Courtesy of Hers, Theirs, Ours
As both a platform for storytelling and a vehicle for difficult discussions, “Hers, Theirs, Ours” creates a space to relate to fellow female-identifying and gender-nonconforming people. The production takes the personal narrative style popularized by “The Vagina Monologues” and makes it accessible to a broader range of participants in an effort to include more perspectives and recognize the expansive scope of gendered oppression and experiences.
“Hers, Theirs, Ours” was created at Tulane in 2016 as an inclusive answer to the shortcomings of the original production. This year, it has a cast of more than 100 students to tell the stories of Tulane community members.
For years, “The Vagina Monologues,” which used the perspectives of women of all walks of life to piece together a multifaceted look at what it means to be female, offered women an arena to share their experiences. While the production was emblematic of female empowerment and recognized a variety of the societal struggles women face, it lacked diversity in the perspectives it highlighted. The voices of people of color, as well as gender nonconforming and non-binary individuals, were notably missing, and despite the array of topics the show covered, it still left a number of subjects unexplored.
Junior Jae Nichelle, one of three co-producers this year, has been involved with the production since freshman year. At the time, Tulane was still producing “The Vagina Monologues” but was looking to move in a more inclusive direction. The producers added a piece called “This Is For Us,” a narrative by women of color, whose voices were missing in the original production.

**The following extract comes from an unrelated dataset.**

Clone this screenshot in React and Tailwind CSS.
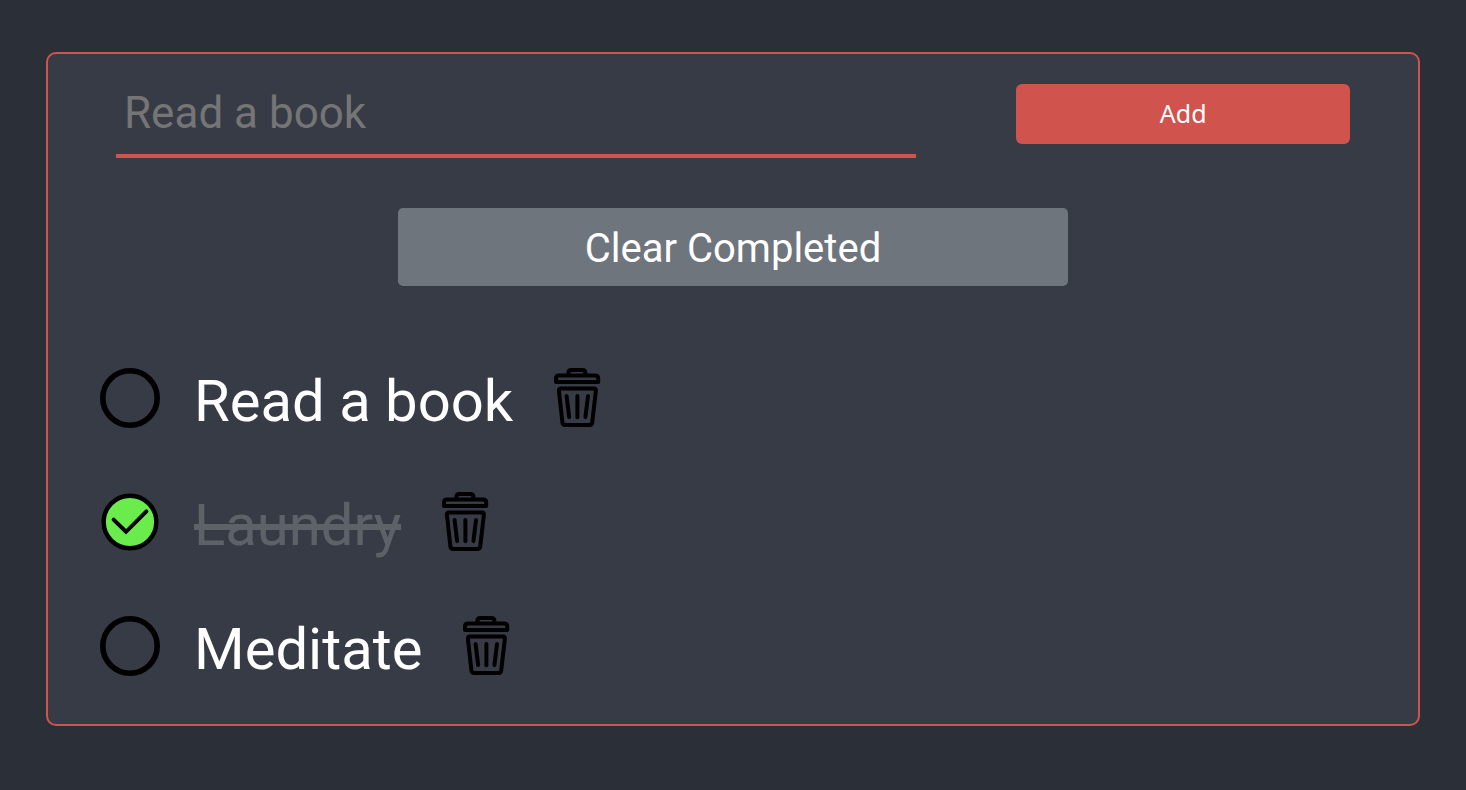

“It was very empowering to see, when we got onstage and did that piece, the people in the audience, especially the women of color in the audience who go to Tulane and deal with a lot on a daily basis, were kind of in tears and very emotional when they saw it,” Nichelle said. “And so, after that, the transition to ‘Hers, Theirs, Ours’ is pretty personal to me. … I realized how important it is that people see themselves in this production and how it can just kind of change your experience, you know, on campus.”
By including stories and spoken-word poems by students, as well as responding to what topics they want to see highlighted, the show has the ability to be more personal and representative of the unique experiences its community members face.
“There are some universal experiences that every person is touched by and that every person can approach with compassion and understanding, and I think that this is a show that absolutely highlights that,” junior and co-producer Eliza Kauffman said.
The show, now in its second year, has already undergone major changes compared to its inaugural production. This year’s co-producers, Nichelle, Kauffman and senior Corley Miller looked critically at what the show already covered and determined what subjects it lacked, consulting past cast members for feedback.
“[The show] can literally be burned to the ground by next year’s producers and be built up to be different, better, more so in all ways, and that’s something that ‘The Vagina Monologues’ didn’t offer,” Miller said. “You had to stick to a certain script, and that didn’t pave the way to expand voices or experiences.”
“Hers, Theirs, Ours” starts this weekend, beginning at 8 p.m. April 21-23 in Kendall Cram Lecture Hall in the Lavin-Bernick Center for University Life.
Tickets are $8 and are available online through Eventbrite or in-person. Ticket proceeds benefit the New Orleans Family Justice Center, which works to fight child abuse, sexual assault and other gender-based violence through preventative and responsive measures.